Honolulu Star Bulletin 01/19/02)
By Ray Pendleton
A Water Ways reader recently asked if I thought our state's recreational boating facilities would be better operated by a private, for-profit company.
My answer was, "Go look in the phone book."
By this I meant, open up the yellow pages and check out the listings under the general category of boats: boat brokers, boat builders, boat charters, boat dealers, boat repairs and service, boat equipment and so forth.
It doesn't take long to read them all because they take up less than a page and a half. In fact, there are more listings for the next major category -- body piercing -- than there are for marine repair services.
So how does that relate to the question of who should run our marinas?
To me, the number of phone book listings is something of a barometer for measuring the demand for any business activity in the community.

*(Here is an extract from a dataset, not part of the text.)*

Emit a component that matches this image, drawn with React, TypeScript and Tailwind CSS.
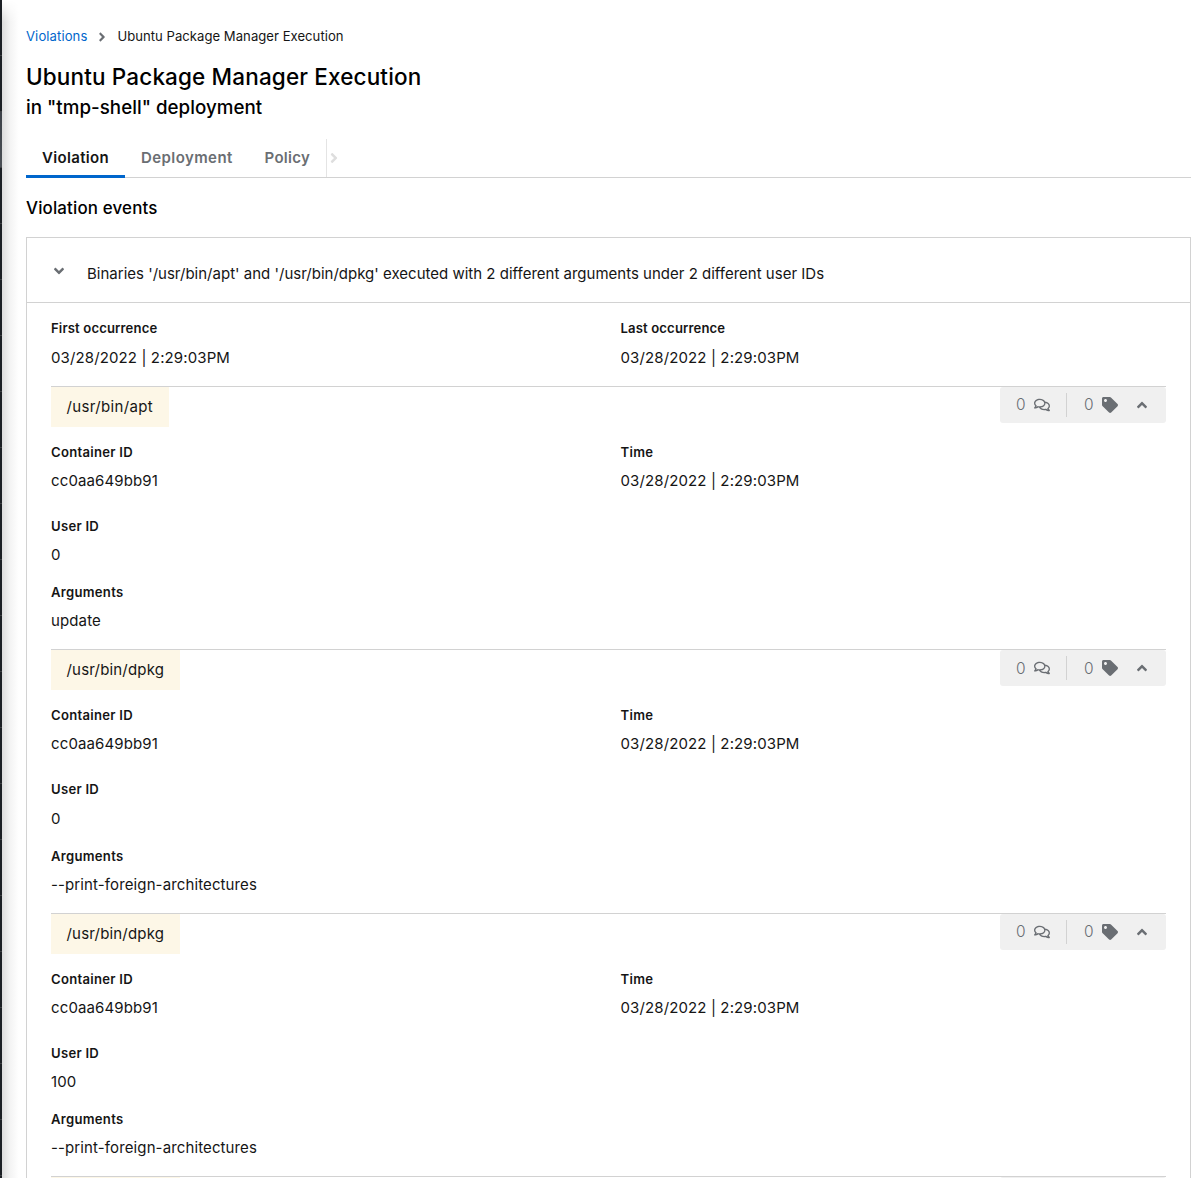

When nearly a million people live on an island in one of the world's most ideal environments for boating, and yet so few boating-related businesses can be supported, it surely points to a lack of growth or even normal turnover within that industry.
The state of Hawaii has, over many years, created numerous "small boat harbors" throughout the islands. But, these facilities have been basic at best and waterfront slums at worst .
Completely missing are the kinds of shore-side businesses found elsewhere in the world that attract investors and visitors and whose income helps to defray marina construction and operating expenses.
To compound the lack of adequate facilities, mooring fees at the state-run marinas have remained so low they have not provided enough funding for proper maintenance or staffing.
The under-market-value fees have also had the negative effect of contributing to the years-long waiting lists for slips.
They have encouraged many of those with slips to look upon their boats as low cost housing rather than a form of recreation and to keep boats long after their seaworthiness has expired.
Conversely, if mooring fees were brought up to a fair market value -- even with needed improvements -- boat owners may tend to reassess their devotion to boating.
Some may decide the expense doesn't match their current interest and their slips would soon become available to other boaters with a more enthusiastic outlook.
Or, there may be boaters who will decide to get back into boating with more vigor to justify the additional expense.
Either way, the recreational boating industry would receive an economic shot in the arm with the sale of more boats, hardware, electronics and equipment. It would also cause more employment of repair and maintenance services.
It would then seem reasonable that such growth would soon be seen as new listings in the yellow pages and, of course, make its contribution to the state's overall economy.
But, it would seem unreasonable to expect the changes needed for such growth to come from a governmental agency rather than private management. After all, it is the state's 40-year track record that got things where they are right now.